Exercise brief: Below is a block of records: output all of them exactly and leave out the pictures.

[Interface markup and scripts]
• • •
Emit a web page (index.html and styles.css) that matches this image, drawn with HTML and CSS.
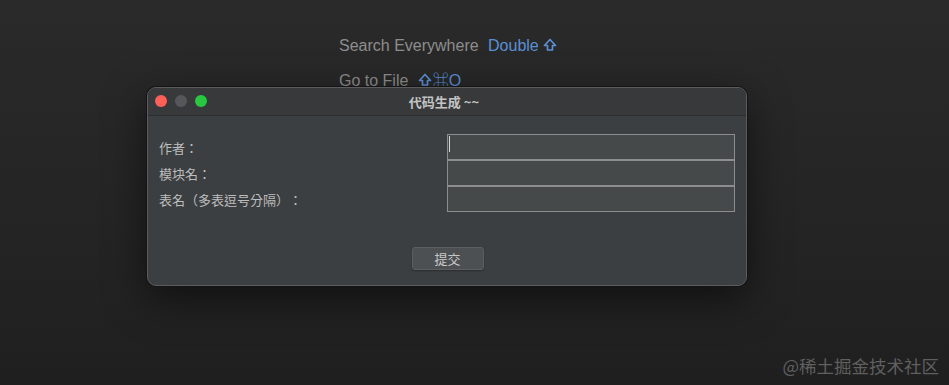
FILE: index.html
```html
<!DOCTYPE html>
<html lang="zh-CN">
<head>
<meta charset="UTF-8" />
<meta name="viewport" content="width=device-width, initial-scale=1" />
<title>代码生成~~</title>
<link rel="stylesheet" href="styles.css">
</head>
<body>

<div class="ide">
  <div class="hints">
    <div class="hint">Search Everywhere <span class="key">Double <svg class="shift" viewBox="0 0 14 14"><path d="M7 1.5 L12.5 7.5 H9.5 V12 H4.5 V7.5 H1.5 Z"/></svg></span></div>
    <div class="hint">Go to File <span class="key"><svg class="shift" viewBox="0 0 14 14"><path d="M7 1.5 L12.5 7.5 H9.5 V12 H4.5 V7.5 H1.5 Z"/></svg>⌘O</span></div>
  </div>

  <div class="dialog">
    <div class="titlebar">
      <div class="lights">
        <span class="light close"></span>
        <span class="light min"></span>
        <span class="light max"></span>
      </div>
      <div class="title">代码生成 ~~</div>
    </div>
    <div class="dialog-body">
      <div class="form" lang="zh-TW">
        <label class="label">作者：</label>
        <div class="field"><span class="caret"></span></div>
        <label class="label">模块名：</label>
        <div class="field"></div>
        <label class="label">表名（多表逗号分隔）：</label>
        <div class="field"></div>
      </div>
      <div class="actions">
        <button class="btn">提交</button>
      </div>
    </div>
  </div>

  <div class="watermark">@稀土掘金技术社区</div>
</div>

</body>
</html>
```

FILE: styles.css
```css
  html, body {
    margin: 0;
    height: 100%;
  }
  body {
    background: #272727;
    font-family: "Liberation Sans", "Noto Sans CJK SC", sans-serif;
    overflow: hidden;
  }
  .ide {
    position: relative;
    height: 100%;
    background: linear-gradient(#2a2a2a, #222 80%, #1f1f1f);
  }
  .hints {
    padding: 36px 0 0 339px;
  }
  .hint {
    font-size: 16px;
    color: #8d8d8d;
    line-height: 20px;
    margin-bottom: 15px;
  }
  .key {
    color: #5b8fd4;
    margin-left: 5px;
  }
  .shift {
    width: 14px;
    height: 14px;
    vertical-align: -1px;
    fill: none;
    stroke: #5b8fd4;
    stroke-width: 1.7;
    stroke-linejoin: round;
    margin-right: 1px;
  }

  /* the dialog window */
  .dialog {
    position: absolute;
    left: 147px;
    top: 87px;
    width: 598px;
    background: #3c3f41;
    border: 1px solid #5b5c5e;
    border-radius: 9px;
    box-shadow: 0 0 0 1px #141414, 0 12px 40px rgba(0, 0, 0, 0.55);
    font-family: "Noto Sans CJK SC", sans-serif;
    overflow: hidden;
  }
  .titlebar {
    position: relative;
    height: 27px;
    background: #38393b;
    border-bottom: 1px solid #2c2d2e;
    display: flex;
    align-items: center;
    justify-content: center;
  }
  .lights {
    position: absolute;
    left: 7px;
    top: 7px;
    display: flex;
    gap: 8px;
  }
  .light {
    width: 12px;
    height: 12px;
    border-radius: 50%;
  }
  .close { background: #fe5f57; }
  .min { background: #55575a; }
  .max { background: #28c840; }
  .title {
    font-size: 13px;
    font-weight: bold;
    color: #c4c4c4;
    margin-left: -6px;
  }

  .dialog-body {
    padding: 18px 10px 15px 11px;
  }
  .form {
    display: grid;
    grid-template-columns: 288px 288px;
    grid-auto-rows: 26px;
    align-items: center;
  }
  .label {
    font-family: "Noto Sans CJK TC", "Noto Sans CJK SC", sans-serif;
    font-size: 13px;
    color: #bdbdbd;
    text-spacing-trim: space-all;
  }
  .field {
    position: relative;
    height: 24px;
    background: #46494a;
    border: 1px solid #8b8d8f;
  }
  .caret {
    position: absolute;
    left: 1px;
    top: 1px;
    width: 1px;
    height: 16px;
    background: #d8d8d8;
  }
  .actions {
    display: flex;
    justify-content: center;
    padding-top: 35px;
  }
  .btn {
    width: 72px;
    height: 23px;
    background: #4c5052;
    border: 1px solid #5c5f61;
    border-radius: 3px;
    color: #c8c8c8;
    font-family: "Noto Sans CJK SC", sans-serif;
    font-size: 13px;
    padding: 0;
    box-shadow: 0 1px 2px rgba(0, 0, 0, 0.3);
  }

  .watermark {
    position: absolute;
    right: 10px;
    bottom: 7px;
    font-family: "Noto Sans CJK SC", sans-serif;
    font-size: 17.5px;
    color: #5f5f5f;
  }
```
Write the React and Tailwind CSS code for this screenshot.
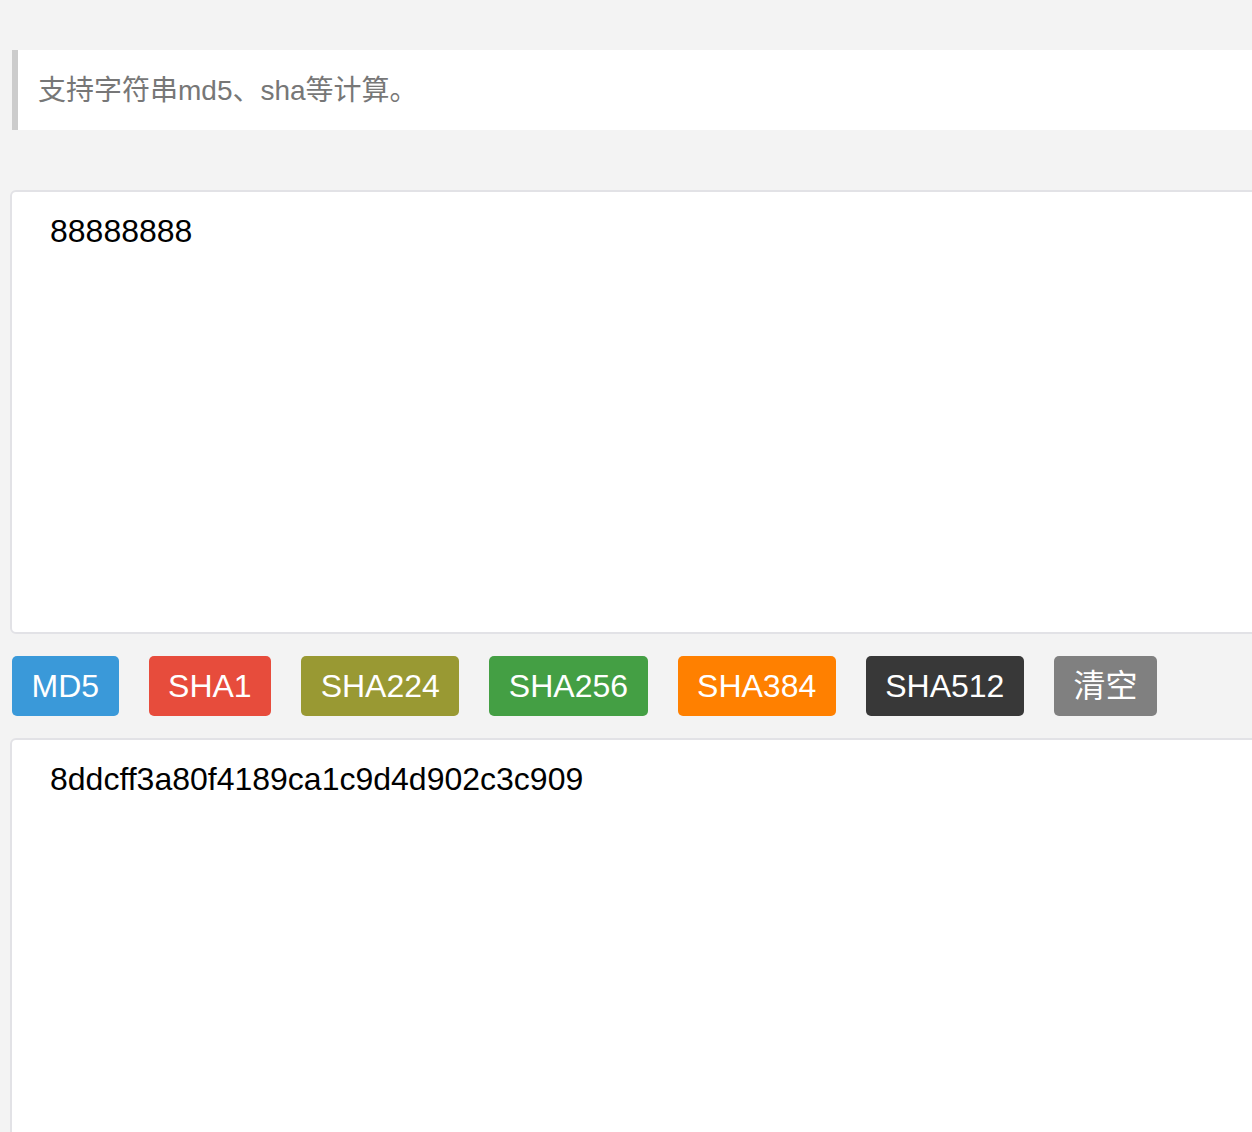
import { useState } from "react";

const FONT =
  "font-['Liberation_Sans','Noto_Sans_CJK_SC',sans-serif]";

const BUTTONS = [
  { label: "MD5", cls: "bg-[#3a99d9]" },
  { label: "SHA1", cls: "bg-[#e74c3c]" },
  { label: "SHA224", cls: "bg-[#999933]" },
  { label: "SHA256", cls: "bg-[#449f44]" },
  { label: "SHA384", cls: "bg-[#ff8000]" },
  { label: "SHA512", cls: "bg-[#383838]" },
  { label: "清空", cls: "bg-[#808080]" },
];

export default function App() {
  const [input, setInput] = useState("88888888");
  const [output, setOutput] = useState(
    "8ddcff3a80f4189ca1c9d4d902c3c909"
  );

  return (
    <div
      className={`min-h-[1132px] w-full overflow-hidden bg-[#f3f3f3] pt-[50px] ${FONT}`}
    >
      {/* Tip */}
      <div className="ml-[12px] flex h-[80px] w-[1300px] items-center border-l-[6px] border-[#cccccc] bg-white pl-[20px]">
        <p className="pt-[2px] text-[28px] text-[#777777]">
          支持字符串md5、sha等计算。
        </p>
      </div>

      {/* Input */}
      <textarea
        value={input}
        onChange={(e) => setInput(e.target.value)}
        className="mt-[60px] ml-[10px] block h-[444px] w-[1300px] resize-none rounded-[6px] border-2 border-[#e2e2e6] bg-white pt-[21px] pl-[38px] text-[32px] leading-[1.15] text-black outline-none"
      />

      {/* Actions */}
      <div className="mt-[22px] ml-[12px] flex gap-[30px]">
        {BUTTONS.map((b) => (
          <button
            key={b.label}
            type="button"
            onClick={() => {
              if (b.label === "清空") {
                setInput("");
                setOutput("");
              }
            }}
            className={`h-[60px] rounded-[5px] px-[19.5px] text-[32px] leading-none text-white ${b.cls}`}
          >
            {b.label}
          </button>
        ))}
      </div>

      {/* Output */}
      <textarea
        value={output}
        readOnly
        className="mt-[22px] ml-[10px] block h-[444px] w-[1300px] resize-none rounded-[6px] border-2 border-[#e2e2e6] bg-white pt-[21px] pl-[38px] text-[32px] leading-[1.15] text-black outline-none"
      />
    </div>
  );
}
• • •
Complete output:
Emit a web page (index.html and styles.css) that matches this image, drawn with HTML and CSS.
FILE: index.html
```html
<!DOCTYPE html>
<html lang="zh-CN">
<head>
<meta charset="UTF-8" />
<meta name="viewport" content="width=device-width, initial-scale=1" />
<title>代码生成~~</title>
<link rel="stylesheet" href="styles.css">
</head>
<body>

<div class="ide">
  <div class="hints">
    <div class="hint">Search Everywhere <span class="key">Double <svg class="shift" viewBox="0 0 14 14"><path d="M7 1.5 L12.5 7.5 H9.5 V12 H4.5 V7.5 H1.5 Z"/></svg></span></div>
    <div class="hint">Go to File <span class="key"><svg class="shift" viewBox="0 0 14 14"><path d="M7 1.5 L12.5 7.5 H9.5 V12 H4.5 V7.5 H1.5 Z"/></svg>⌘O</span></div>
  </div>

  <div class="dialog">
    <div class="titlebar">
      <div class="lights">
        <span class="light close"></span>
        <span class="light min"></span>
        <span class="light max"></span>
      </div>
      <div class="title">代码生成 ~~</div>
    </div>
    <div class="dialog-body">
      <div class="form" lang="zh-TW">
        <label class="label">作者：</label>
        <div class="field"><span class="caret"></span></div>
        <label class="label">模块名：</label>
        <div class="field"></div>
        <label class="label">表名（多表逗号分隔）：</label>
        <div class="field"></div>
      </div>
      <div class="actions">
        <button class="btn">提交</button>
      </div>
    </div>
  </div>

  <div class="watermark">@稀土掘金技术社区</div>
</div>

</body>
</html>
```

FILE: styles.css
```css
  html, body {
    margin: 0;
    height: 100%;
  }
  body {
    background: #272727;
    font-family: "Liberation Sans", "Noto Sans CJK SC", sans-serif;
    overflow: hidden;
  }
  .ide {
    position: relative;
    height: 100%;
    background: linear-gradient(#2a2a2a, #222 80%, #1f1f1f);
  }
  .hints {
    padding: 36px 0 0 339px;
  }
  .hint {
    font-size: 16px;
    color: #8d8d8d;
    line-height: 20px;
    margin-bottom: 15px;
  }
  .key {
    color: #5b8fd4;
    margin-left: 5px;
  }
  .shift {
    width: 14px;
    height: 14px;
    vertical-align: -1px;
    fill: none;
    stroke: #5b8fd4;
    stroke-width: 1.7;
    stroke-linejoin: round;
    margin-right: 1px;
  }

  /* the dialog window */
  .dialog {
    position: absolute;
    left: 147px;
    top: 87px;
    width: 598px;
    background: #3c3f41;
    border: 1px solid #5b5c5e;
    border-radius: 9px;
    box-shadow: 0 0 0 1px #141414, 0 12px 40px rgba(0, 0, 0, 0.55);
    font-family: "Noto Sans CJK SC", sans-serif;
    overflow: hidden;
  }
  .titlebar {
    position: relative;
    height: 27px;
    background: #38393b;
    border-bottom: 1px solid #2c2d2e;
    display: flex;
    align-items: center;
    justify-content: center;
  }
  .lights {
    position: absolute;
    left: 7px;
    top: 7px;
    display: flex;
    gap: 8px;
  }
  .light {
    width: 12px;
    height: 12px;
    border-radius: 50%;
  }
  .close { background: #fe5f57; }
  .min { background: #55575a; }
  .max { background: #28c840; }
  .title {
    font-size: 13px;
    font-weight: bold;
    color: #c4c4c4;
    margin-left: -6px;
  }

  .dialog-body {
    padding: 18px 10px 15px 11px;
  }
  .form {
    display: grid;
    grid-template-columns: 288px 288px;
    grid-auto-rows: 26px;
    align-items: center;
  }
  .label {
    font-family: "Noto Sans CJK TC", "Noto Sans CJK SC", sans-serif;
    font-size: 13px;
    color: #bdbdbd;
    text-spacing-trim: space-all;
  }
  .field {
    position: relative;
    height: 24px;
    background: #46494a;
    border: 1px solid #8b8d8f;
  }
  .caret {
    position: absolute;
    left: 1px;
    top: 1px;
    width: 1px;
    height: 16px;
    background: #d8d8d8;
  }
  .actions {
    display: flex;
    justify-content: center;
    padding-top: 35px;
  }
  .btn {
    width: 72px;
    height: 23px;
    background: #4c5052;
    border: 1px solid #5c5f61;
    border-radius: 3px;
    color: #c8c8c8;
    font-family: "Noto Sans CJK SC", sans-serif;
    font-size: 13px;
    padding: 0;
    box-shadow: 0 1px 2px rgba(0, 0, 0, 0.3);
  }

  .watermark {
    position: absolute;
    right: 10px;
    bottom: 7px;
    font-family: "Noto Sans CJK SC", sans-serif;
    font-size: 17.5px;
    color: #5f5f5f;
  }
```
Write the React and Tailwind CSS code for this screenshot.
import { useState } from "react";

const FONT =
  "font-['Liberation_Sans','Noto_Sans_CJK_SC',sans-serif]";

const BUTTONS = [
  { label: "MD5", cls: "bg-[#3a99d9]" },
  { label: "SHA1", cls: "bg-[#e74c3c]" },
  { label: "SHA224", cls: "bg-[#999933]" },
  { label: "SHA256", cls: "bg-[#449f44]" },
  { label: "SHA384", cls: "bg-[#ff8000]" },
  { label: "SHA512", cls: "bg-[#383838]" },
  { label: "清空", cls: "bg-[#808080]" },
];

export default function App() {
  const [input, setInput] = useState("88888888");
  const [output, setOutput] = useState(
    "8ddcff3a80f4189ca1c9d4d902c3c909"
  );

  return (
    <div
      className={`min-h-[1132px] w-full overflow-hidden bg-[#f3f3f3] pt-[50px] ${FONT}`}
    >
      {/* Tip */}
      <div className="ml-[12px] flex h-[80px] w-[1300px] items-center border-l-[6px] border-[#cccccc] bg-white pl-[20px]">
        <p className="pt-[2px] text-[28px] text-[#777777]">
          支持字符串md5、sha等计算。
        </p>
      </div>

      {/* Input */}
      <textarea
        value={input}
        onChange={(e) => setInput(e.target.value)}
        className="mt-[60px] ml-[10px] block h-[444px] w-[1300px] resize-none rounded-[6px] border-2 border-[#e2e2e6] bg-white pt-[21px] pl-[38px] text-[32px] leading-[1.15] text-black outline-none"
      />

      {/* Actions */}
      <div className="mt-[22px] ml-[12px] flex gap-[30px]">
        {BUTTONS.map((b) => (
          <button
            key={b.label}
            type="button"
            onClick={() => {
              if (b.label === "清空") {
                setInput("");
                setOutput("");
              }
            }}
            className={`h-[60px] rounded-[5px] px-[19.5px] text-[32px] leading-none text-white ${b.cls}`}
          >
            {b.label}
          </button>
        ))}
      </div>

      {/* Output */}
      <textarea
        value={output}
        readOnly
        className="mt-[22px] ml-[10px] block h-[444px] w-[1300px] resize-none rounded-[6px] border-2 border-[#e2e2e6] bg-white pt-[21px] pl-[38px] text-[32px] leading-[1.15] text-black outline-none"
      />
    </div>
  );
}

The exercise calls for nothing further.